Tonight after work I am running out to Mason to pick up Michael. He is staying with me until Sunday night. We should have a good time. Nothing makes you feel better than hanging out with someone who just loves you for being you. (Aunt Teresa is my favorite persona!)
I talked to Jill for a while last night as well. Again, I am really lucky to have her as a friend. We have been through so much in these last 6 years. I have seen her grow and go through some life altering events. She has helped me through the same. I just wish we could both be in Jazzercise together again!! I need to find a copy of Ave Maria so that I can sing it at her wedding. I am sure it will be beautiful. I love that she asked me to sing. It will be the first time that someone has asked me to do something like that even though for all these years people always said I sing well.

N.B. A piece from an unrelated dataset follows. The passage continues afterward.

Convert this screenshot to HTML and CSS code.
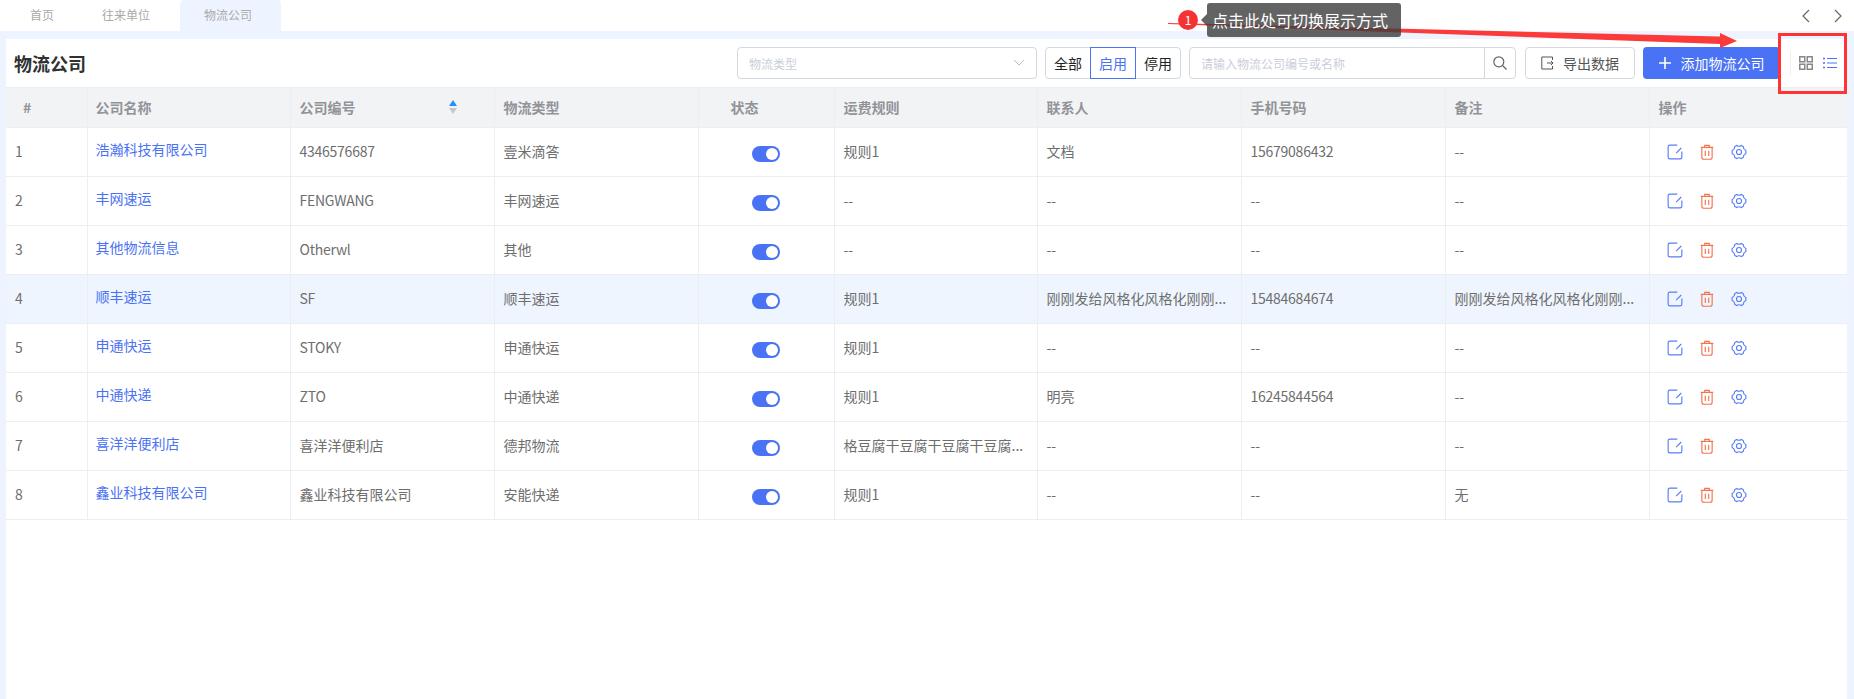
FILE: index.html
```html
<!DOCTYPE html>
<html lang="zh-CN">

<head>
    <meta charset="utf-8" />
    <title>物流公司</title>
    <link rel="stylesheet" href="styles.css">
</head>

<body>
    <svg class="defs" width="0" height="0">
        <symbol id="i-edit" viewBox="0 0 14 14">
            <path d="M13 6.500v5A1.500 1.500 0 0 1 11.500 13h-9A1.500 1.500 0 0 1 1 11.500v-9A1.500 1.500 0 0 1 2.500 1H9" />
            <path d="M12.500 3.500 8 8" />
        </symbol>
        <symbol id="i-trash" viewBox="0 0 14 14">
            <path d="M1.500 3h11M5 3V1.200h4V3" />
            <path d="M2.500 3v8.500A1.800 1.800 0 0 0 4.300 13.300h5.400a1.800 1.800 0 0 0 1.800-1.800V3" />
            <path d="M5.500 6v4.500M8.500 6v4.500" />
        </symbol>
        <symbol id="i-gear" viewBox="0 0 14 14">
            <path d="M5 1.300Q7 2.600 9 1.300L10.700 2.300Q10.800 4.700 13 5.700V8.300Q10.800 9.300 10.700 11.700L9 12.700Q7 11.400 5 12.700L3.300 11.700Q3.200 9.300 1 8.300V5.700Q3.200 4.700 3.300 2.300Z" />
            <circle cx="7" cy="7" r="2.200" />
        </symbol>
    </svg>

    <div class="tabbar">
        <a class="tab" href="javascript:;">首页</a>
        <a class="tab" href="javascript:;">往来单位</a>
        <a class="tab tab-on" href="javascript:;">物流公司</a>
        <div class="tab-arrows">
            <svg width="10" height="14" viewBox="0 0 10 14"><path d="M8 1 2 7l6 6" /></svg>
            <svg width="10" height="14" viewBox="0 0 10 14"><path d="M2 1l6 6-6 6" /></svg>
        </div>
    </div>

    <div class="panel">
        <div class="toolbar">
            <h1 class="title">物流公司</h1>
            <div class="select">
                <span>物流类型</span>
                <svg width="12" height="8" viewBox="0 0 12 8"><path d="M1 1l5 5 5-5" /></svg>
            </div>
            <div class="radios">
                <a href="javascript:;">全部</a><a class="on" href="javascript:;">启用</a><a href="javascript:;">停用</a>
            </div>
            <div class="search">
                <span class="search-text">请输入物流公司编号或名称</span>
                <span class="search-btn">
                    <svg width="16" height="16" viewBox="0 0 16 16"><circle cx="6.800" cy="6.800" r="5" /><path d="M10.500 10.500 14.500 14.500" /></svg>
                </span>
            </div>
            <a class="btn" href="javascript:;">
                <svg width="13" height="14" viewBox="0 0 13 14"><path d="M11.500 4V1H0.800v12h10.700v-3M6 7h6M10 5l2 2-2 2" /></svg>
                导出数据
            </a>
            <a class="btn btn-add" href="javascript:;">
                <svg width="12" height="12" viewBox="0 0 12 12"><path d="M6 0v12M0 6h12" /></svg>
                添加物流公司
            </a>
            <div class="views">
                <svg class="v-grid" width="14" height="14" viewBox="0 0 14 14">
                    <rect x="0.750" y="0.750" width="5" height="5" /><rect x="8.250" y="0.750" width="5" height="5" />
                    <rect x="0.750" y="8.250" width="5" height="5" /><rect x="8.250" y="8.250" width="5" height="5" />
                </svg>
                <svg class="v-list" width="14" height="12" viewBox="0 0 14 12">
                    <path d="M4 1.500h10M4 10.500h10" />
                    <path class="v-mid" d="M4 6h10" />
                    <circle cx="1" cy="1.500" r="1" /><circle cx="1" cy="6" r="1" /><circle cx="1" cy="10.500" r="1" />
                </svg>
            </div>
        </div>

        <table class="grid">
            <colgroup>
                <col class="c-no"><col class="c-name"><col class="c-code"><col class="c-type"><col class="c-state">
                <col class="c-rule"><col class="c-man"><col class="c-tel"><col class="c-memo"><col>
            </colgroup>
            <thead>
                <tr>
                    <th class="th-no">#</th>
                    <th>公司名称</th>
                    <th><div class="th-sort">公司编号<i class="sort"></i></div></th>
                    <th>物流类型</th>
                    <th class="th-state">状态</th>
                    <th>运费规则</th>
                    <th>联系人</th>
                    <th>手机号码</th>
                    <th>备注</th>
                    <th>操作</th>
                </tr>
            </thead>
            <tbody>
                <tr>
                    <td>1</td><td><a class="link" href="javascript:;">浩瀚科技有限公司</a></td><td class="num">4346576687</td><td>壹米滴答</td>
                    <td class="td-state"><span class="switch"></span></td>
                    <td>规则1</td><td>文档</td><td class="num">15679086432</td><td>--</td>
                    <td><div class="ops"><svg class="op-edit"><use href="#i-edit" /></svg><svg class="op-del"><use href="#i-trash" /></svg><svg class="op-set"><use href="#i-gear" /></svg></div></td>
                </tr>
                <tr>
                    <td>2</td><td><a class="link" href="javascript:;">丰网速运</a></td><td class="num">FENGWANG</td><td>丰网速运</td>
                    <td class="td-state"><span class="switch"></span></td>
                    <td>--</td><td>--</td><td>--</td><td>--</td>
                    <td><div class="ops"><svg class="op-edit"><use href="#i-edit" /></svg><svg class="op-del"><use href="#i-trash" /></svg><svg class="op-set"><use href="#i-gear" /></svg></div></td>
                </tr>
                <tr>
                    <td>3</td><td><a class="link" href="javascript:;">其他物流信息</a></td><td class="num">Otherwl</td><td>其他</td>
                    <td class="td-state"><span class="switch"></span></td>
                    <td>--</td><td>--</td><td>--</td><td>--</td>
                    <td><div class="ops"><svg class="op-edit"><use href="#i-edit" /></svg><svg class="op-del"><use href="#i-trash" /></svg><svg class="op-set"><use href="#i-gear" /></svg></div></td>
                </tr>
                <tr class="row-on">
                    <td>4</td><td><a class="link" href="javascript:;">顺丰速运</a></td><td class="num">SF</td><td>顺丰速运</td>
                    <td class="td-state"><span class="switch"></span></td>
                    <td>规则1</td><td>刚刚发给风格化风格化刚刚...</td><td class="num">15484684674</td><td>刚刚发给风格化风格化刚刚...</td>
                    <td><div class="ops"><svg class="op-edit"><use href="#i-edit" /></svg><svg class="op-del"><use href="#i-trash" /></svg><svg class="op-set"><use href="#i-gear" /></svg></div></td>
                </tr>
                <tr>
                    <td>5</td><td><a class="link" href="javascript:;">申通快运</a></td><td class="num">STOKY</td><td>申通快运</td>
                    <td class="td-state"><span class="switch"></span></td>
                    <td>规则1</td><td>--</td><td>--</td><td>--</td>
                    <td><div class="ops"><svg class="op-edit"><use href="#i-edit" /></svg><svg class="op-del"><use href="#i-trash" /></svg><svg class="op-set"><use href="#i-gear" /></svg></div></td>
                </tr>
                <tr>
                    <td>6</td><td><a class="link" href="javascript:;">中通快递</a></td><td class="num">ZTO</td><td>中通快递</td>
                    <td class="td-state"><span class="switch"></span></td>
                    <td>规则1</td><td>明亮</td><td class="num">16245844564</td><td>--</td>
                    <td><div class="ops"><svg class="op-edit"><use href="#i-edit" /></svg><svg class="op-del"><use href="#i-trash" /></svg><svg class="op-set"><use href="#i-gear" /></svg></div></td>
                </tr>
                <tr>
                    <td>7</td><td><a class="link" href="javascript:;">喜洋洋便利店</a></td><td>喜洋洋便利店</td><td>德邦物流</td>
                    <td class="td-state"><span class="switch"></span></td>
                    <td>格豆腐干豆腐干豆腐干豆腐...</td><td>--</td><td>--</td><td>--</td>
                    <td><div class="ops"><svg class="op-edit"><use href="#i-edit" /></svg><svg class="op-del"><use href="#i-trash" /></svg><svg class="op-set"><use href="#i-gear" /></svg></div></td>
                </tr>
                <tr>
                    <td>8</td><td><a class="link" href="javascript:;">鑫业科技有限公司</a></td><td>鑫业科技有限公司</td><td>安能快递</td>
                    <td class="td-state"><span class="switch"></span></td>
                    <td>规则1</td><td>--</td><td>--</td><td>无</td>
                    <td><div class="ops"><svg class="op-edit"><use href="#i-edit" /></svg><svg class="op-del"><use href="#i-trash" /></svg><svg class="op-set"><use href="#i-gear" /></svg></div></td>
                </tr>
            </tbody>
        </table>
    </div>

    <!-- 标注层 -->
    <svg class="mark-arrow" width="1854" height="699" viewBox="0 0 1854 699">
        <polygon points="1168,23 1720,36.500 1720,33 1737,41 1720,48 1720,44 1168,24" />
    </svg>
    <div class="mark-num">1</div>
    <div class="mark-tip">点击此处可切换展示方式</div>
    <div class="mark-box"></div>
</body>

</html>
```

FILE: styles.css
```css
* {
    margin: 0;
    padding: 0;
    box-sizing: border-box;
}

body {
    height: 699px;
    overflow: hidden;
    display: flex;
    flex-direction: column;
    position: relative;
    background: #eef4ff;
    font-family: "Noto Sans CJK SC", "Noto Sans", sans-serif;
    font-size: 14px;
    color: #666;
}

a {
    text-decoration: none;
    color: inherit;
}

.defs {
    position: absolute;
}

/* 顶部页签 */
.tabbar {
    height: 31px;
    flex: none;
    display: flex;
    background: #fff;
    padding-left: 6px;
    font-size: 12px;
    color: #aaa;
}

.tab {
    padding: 0 24px;
    line-height: 30px;
}

.tab-on {
    margin-left: 6px;
    padding-right: 29px;
    background: #eef4ff;
    border-radius: 4px 4px 0 0;
}

.tab-arrows {
    margin-left: auto;
    margin-right: 11px;
    display: flex;
    gap: 22px;
    align-items: center;
}

.tab-arrows path {
    fill: none;
    stroke: #666;
    stroke-width: 1.2;
}

/* 内容区 */
.panel {
    flex: 1;
    margin: 8px 7px 0 6px;
    background: #fff;
}

.toolbar {
    height: 48px;
    display: flex;
    align-items: center;
}

.title {
    width: 731px;
    padding-left: 8px;
    font-size: 18px;
    font-weight: bold;
    color: #303133;
}

.select {
    width: 300px;
    height: 32px;
    margin-right: 8px;
    padding: 0 11px;
    display: flex;
    align-items: center;
    justify-content: space-between;
    border: 1px solid #d3d7e0;
    border-radius: 4px;
    font-size: 12px;
    color: #c9ced8;
}

.select path {
    fill: none;
    stroke: #b8bcc4;
}

.radios {
    width: 136px;
    height: 32px;
    margin-right: 8px;
    display: flex;
    border: 1px solid #d3d7e0;
    border-radius: 4px;
    color: #222;
    line-height: 30px;
    text-align: center;
}

.radios a {
    flex: 1;
}

.radios .on {
    margin: -1px 0;
    height: 32px;
    border: 1px solid #4a72f5;
    color: #4a72f5;
}

.search {
    width: 327px;
    height: 32px;
    margin-right: 9px;
    padding-left: 11px;
    display: flex;
    align-items: center;
    justify-content: space-between;
    border: 1px solid #d3d7e0;
    border-radius: 4px;
    font-size: 12px;
    color: #c9ced8;
}

.search-btn {
    width: 31px;
    height: 30px;
    display: flex;
    align-items: center;
    justify-content: center;
    border-left: 1px solid #d3d7e0;
}

.search-btn circle,
.search-btn path {
    fill: none;
    stroke: #666;
    stroke-width: 1.2;
}

.btn {
    width: 110px;
    height: 32px;
    display: flex;
    align-items: center;
    justify-content: center;
    gap: 9px;
    border: 1px solid #d3d7e0;
    border-radius: 4px;
    color: #555;
}

.btn path {
    fill: none;
    stroke: #555;
}

.btn-add {
    width: 137px;
    margin-left: 8px;
    border: none;
    gap: 10px;
    background: #4a72f5;
    color: #fff;
}

.btn-add path {
    stroke: #fff;
    stroke-width: 1.6;
}

.views {
    margin-left: 10px;
    padding-left: 8px;
    height: 24px;
    display: flex;
    align-items: center;
    gap: 10px;
    border-left: 1px solid #eceef2;
}

.v-grid rect {
    fill: none;
    stroke: #888;
    stroke-width: 1.5;
}

.v-list path {
    stroke: #4a72f5;
    stroke-width: 1.2;
}

.v-list .v-mid {
    stroke: #9db3f8;
    stroke-width: 1.8;
}

.v-list circle {
    fill: #4a72f5;
}

/* 表格 */
.grid {
    width: 100%;
    table-layout: fixed;
    border-collapse: collapse;
}

.c-no {
    width: 81px;
}

.c-code,
.c-type,
.c-man,
.c-tel,
.c-memo {
    width: 204px;
}

.c-name,
.c-rule {
    width: 203px;
}

.c-state {
    width: 136px;
}

.grid th,
.grid td {
    padding: 0 9px 2px;
    text-align: left;
    border: 1px solid #edeef3;
    border-top: none;
    white-space: nowrap;
    overflow: hidden;
}

.grid th:nth-child(2),
.grid td:nth-child(2) {
    padding-left: 8px;
}

.grid th:first-child,
.grid td:first-child {
    border-left: none;
}

.grid th:last-child,
.grid td:last-child {
    border-right: none;
}

.grid th {
    height: 40px;
    background: #f2f3f5;
    font-weight: bold;
    color: #919399;
    border-top: 1px solid #eceef2;
}

.grid .th-no {
    padding-left: 17px;
}

.grid .th-state {
    padding-left: 32px;
}

.th-sort {
    display: flex;
    align-items: center;
    justify-content: space-between;
    padding-right: 28px;
}

.sort {
    width: 8px;
    height: 14px;
    display: flex;
    flex-direction: column;
    justify-content: space-between;
}

.sort::before,
.sort::after {
    content: "";
    border: 4px solid transparent;
    border-top: none;
    border-bottom: 6px solid #1e90ff;
}

.sort::after {
    border-bottom: none;
    border-top: 6px solid #c4c6cc;
}

.grid td {
    height: 49px;
    color: #6e6e6e;
}

.grid .num {
    letter-spacing: -0.25px;
}

.row-on td {
    background: #eef5fe;
}

.link {
    display: inline-block;
    margin-bottom: 5px;
    color: #4a72f5;
}

.grid .td-state {
    text-align: center;
}

.switch {
    width: 28px;
    height: 16px;
    margin-top: 4px;
    padding: 2px;
    display: inline-flex;
    justify-content: flex-end;
    vertical-align: middle;
    background: #4a72f5;
    border-radius: 8px;
}

.switch::after {
    content: "";
    width: 12px;
    height: 12px;
    border-radius: 50%;
    background: #fff;
}

.ops {
    padding-left: 8px;
    margin-top: 1px;
    display: flex;
    align-items: center;
    gap: 16px;
}

.ops svg {
    width: 16px;
    height: 16px;
    fill: none;
    stroke-width: 1;
}

.op-edit,
.op-set {
    stroke: #5a7cf5;
}

.op-del {
    stroke: #f5734d;
}

/* 标注 */
.mark-arrow {
    position: absolute;
    left: 0;
    top: 0;
}

.mark-arrow polygon {
    fill: #fb3a3a;
}

.mark-num {
    position: absolute;
    left: 1178px;
    top: 10px;
    width: 20px;
    height: 20px;
    border-radius: 50%;
    background: #f43333;
    color: #fff;
    font-size: 12px;
    line-height: 20px;
    text-align: center;
}

.mark-tip {
    position: absolute;
    left: 1207px;
    top: 3px;
    width: 194px;
    height: 34px;
    padding-left: 5px;
    background: rgba(60, 60, 60, 0.8);
    border-radius: 3px;
    color: #fff;
    font-size: 16px;
    line-height: 34px;
    white-space: nowrap;
}

.mark-tip::before {
    content: "";
    position: absolute;
    left: -6px;
    top: 11px;
    border: 6px solid transparent;
    border-left: none;
    border-right-color: rgba(60, 60, 60, 0.8);
}

.mark-box {
    position: absolute;
    left: 1778px;
    top: 33px;
    width: 69px;
    height: 61px;
    border: 3px solid #f33;
}
```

Leave it to Jill to have the confidence in me that others (including myself) do not.
My assignment this week is to write letters to my sister, Mom and Stepfather, saying exactly what I'd like to get off my chest even though they will never see the letters. It is similar to the "making amends" exercise I did while in OA. However, it is not me saying I am sorry, but rather expressing the anger and bad sentiment I carry around for my family. I suppose if I get it all out, I can maybe let it go. We will see.
Also, I am supposed to think of ways that I can start to like myself. This is really really hard. I don't like myself at all and just deciding to doesn't seem to do the trick. The little first steps are to compliment myself once each day, so here goes: I am a great teacher. I can explain anything in a way that someone else can understand it whether they have experience in the topic or not.
That wasn't too hard. :) However, my teaching ability isn't anything I have doubts about. We will see if I can regain confidence in other facets of my life.